Certo, tentare di prevenire le guerre è un gesto nobile; ma, anche al costo di snaturare l’essere umano? C’è da chiedersi se noi oggi, umanità quasi preistorica rispetto al futuro narrato nella pièce, accetteremmo mai una simile schiavitù in cambio di una vita totalmente priva di pensieri e teleguidata, con un lavoro sicuro e una vita tranquilla, al riparo dalle emozioni e da tutti quei sentimenti che in un certo senso “sconvolgono” l’esistenza del genere umano. Semplici scimmie subdolamente ammaestrate come algidi automi. In effetti, tale narrazione evoca foscamente qualcosa che è già successa o che succederà. O forse sta già succedendo in questo nostro presente ma non ce ne rendiamo ancora conto?! Può darsi. Peccato però che le guerre continuano a sussistere ancora numerose in tanti luoghi del pianeta!

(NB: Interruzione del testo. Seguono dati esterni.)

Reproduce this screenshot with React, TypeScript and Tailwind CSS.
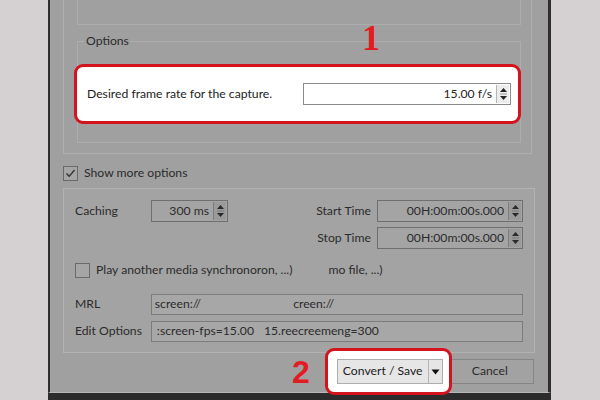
import React from "react";

const font = { fontFamily: "Lato, 'Liberation Sans', sans-serif" };

function Arrows({ light = false }: { light?: boolean }) {
  return (
    <div
      className={`flex h-full w-[13px] flex-col items-center justify-center border-l ${
        light ? "border-[#b5b5b5] bg-[#ececec]" : "border-[#7d7d7d] bg-[#9a9a9a]"
      }`}
    >
      <svg width="9" height="16" viewBox="0 0 9 16">
        <path d="M1 6 L4.5 2 L8 6 Z" fill={light ? "#222" : "#2a2a2a"} />
        <line x1="1" y1="8" x2="8" y2="8" stroke={light ? "#9a9a9a" : "#7a7a7a"} strokeWidth="1" />
        <path d="M1 10 L8 10 L4.5 14 Z" fill={light ? "#222" : "#2a2a2a"} />
      </svg>
    </div>
  );
}

function Spin({ value, w }: { value: string; w: string }) {
  return (
    <div className={`flex h-[22px] ${w} items-stretch border border-[#6f6f6f] bg-[#a4a4a4] p-[1px]`}>
      <div className="flex flex-1 items-center justify-end whitespace-nowrap pr-[4px] text-[#2b2b2b]">{value}</div>
      <Arrows />
    </div>
  );
}

function Check({ checked }: { checked?: boolean }) {
  return (
    <div className="flex h-[15px] w-[15px] shrink-0 items-center justify-center border border-[#6a6a6a] bg-[#a5a5a5]">
      {checked && (
        <svg width="11" height="11" viewBox="0 0 11 11">
          <path d="M1.5 5.5 L4.2 8.3 L9.5 2" stroke="#2f2f2f" strokeWidth="1.3" fill="none" />
        </svg>
      )}
    </div>
  );
}

export default function App() {
  return (
    <div className="flex h-[400px] w-[600px] overflow-hidden whitespace-nowrap bg-[#d5d1d2] text-[12.2px]" style={font}>
      <div className="w-[48px] shrink-0" />
      <div className="flex w-[503px] shrink-0 flex-col">
        <div className="relative flex h-[393px] flex-col border-b border-l-2 border-r-[3px] border-[#2e2e2e] border-b-[#b9b9b9] bg-[#a0a0a0] text-[#2b2b2b]">
          {/* tab pane */}
          <div className="ml-[13px] flex h-[154px] w-[469px] flex-col border border-t-0 border-[#b0b0b0] pl-[13px] pr-[10px]">
            <div className="h-[25px] border border-t-0 border-[#adadad]" />
            <div className="relative mt-[16px] flex h-[102px] flex-col border border-[#adadad] pt-[22px]">
              <span className="absolute left-[6px] top-[-9px] bg-[#a0a0a0] px-[2px] leading-[16px]">Options</span>
              <div className="-ml-[4px] -mr-[1px] flex h-[60px] items-center justify-between rounded-[9px] border-[3px] border-[#d3131d] bg-white pl-[10px] pr-[7px] text-[#222]">
                <span>Desired frame rate for the capture.</span>
                <div className="flex h-[22px] w-[208px] items-stretch border border-[#8a8a8a] bg-white p-[1px]">
                  <div className="flex flex-1 items-center justify-end pr-[4px]">15.00 f/s</div>
                  <Arrows light />
                </div>
              </div>
            </div>
          </div>
          <span
            className="absolute left-[312px] top-[20px] text-[36px] font-bold leading-[36px] text-[#e31b23]"
            style={{ fontFamily: "'Liberation Serif', serif" }}
          >
            1
          </span>

          {/* show more options */}
          <div className="ml-[13px] mt-[12px] flex h-[15px] items-center gap-[6px]">
            <Check checked />
            <span>Show more options</span>
          </div>

          {/* frame */}
          <div className="ml-[13px] mt-[7px] flex h-[165px] w-[472px] flex-col border border-[#b2b2b2] bg-[#a3a3a3] px-[11px] pt-[11px]">
            <div className="flex h-[22px] items-center">
              <span className="w-[76px]">Caching</span>
              <Spin value="300 ms" w="w-[77px]" />
              <div className="flex-1" />
              <span className="mr-[6px]">Start Time</span>
              <Spin value="00H:00m:00s.000" w="w-[146px]" />
            </div>
            <div className="mt-[5px] flex h-[22px] items-center justify-end">
              <span className="mr-[6px]">Stop Time</span>
              <Spin value="00H:00m:00s.000" w="w-[146px]" />
            </div>
            <div className="mt-[14px] flex h-[15px] items-center">
              <Check />
              <span className="ml-[6px]">Play another media synchronoron, ...)</span>
              <span className="ml-[36px]">mo file, ...)</span>
            </div>
            <div className="mt-[16px] flex h-[21px] items-center">
              <span className="w-[76px]">MRL</span>
              <div className="flex h-[21px] w-[373px] items-center border border-[#7c7c7c] bg-[#a7a7a7] pl-[3px]">
                <span>screen://</span>
                <span className="ml-[92px]">creen://</span>
              </div>
            </div>
            <div className="mt-[6px] flex h-[21px] items-center">
              <span className="w-[76px]">Edit Options</span>
              <div className="flex h-[21px] w-[373px] items-center border border-[#7c7c7c] bg-[#a7a7a7] pl-[5px]">
                <span>:screen-fps=15.00</span>
                <span className="ml-[10px]">15.reecreemeng=300</span>
              </div>
            </div>
          </div>

          {/* buttons */}
          <div className="mt-[6px] flex h-[25px] items-center">
            <div className="w-[242px]" />
            <span
              className="mr-[15px] text-[32px] font-bold leading-[32px] text-[#e31b23]"
              style={{ fontFamily: "'Liberation Sans', sans-serif" }}
            >
              2
            </span>
            <div className="relative z-10 flex h-[47px] w-[127px] items-center rounded-[9px] border-[3px] border-[#d3131d] bg-white pl-[9px]">
              <div className="flex h-[25px] w-[106px] items-center border border-[#adadad] bg-[#e6e6e6] text-[#222]">
                <span className="flex-1 pl-[5px]">Convert / Save</span>
                <div className="flex h-full w-[14px] items-center justify-center border-l border-[#b5b5b5]">
                  <svg width="9" height="6" viewBox="0 0 9 6">
                    <path d="M0.5 0.5 L8.5 0.5 L4.5 5.5 Z" fill="#111" />
                  </svg>
                </div>
              </div>
            </div>
            <div className="-ml-[6px] flex h-[25px] w-[88px] items-center justify-center border border-[#858585] bg-[#a2a2a2]">
              Cancel
            </div>
          </div>
        </div>
        <div className="h-[7px] bg-[#2c2c2c]" />
      </div>
    </div>
  );
}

Un mondo di scimpanzé un po’ più eretti e più intelligenti (si fa per dire), oggi capaci di costruire armi sempre più micidiali, come la bomba atomica, e che si fanno da millenni la guerra. Esserini eretti che sono rimasti istintivamente ancorati ai loro lontani progenitori che avanzano un po’ più curvi nella foresta e usano le mani ma anche i bastoni e le pietre per combattersi al fine di aggiudicarsi una femmina o il cibo migliore.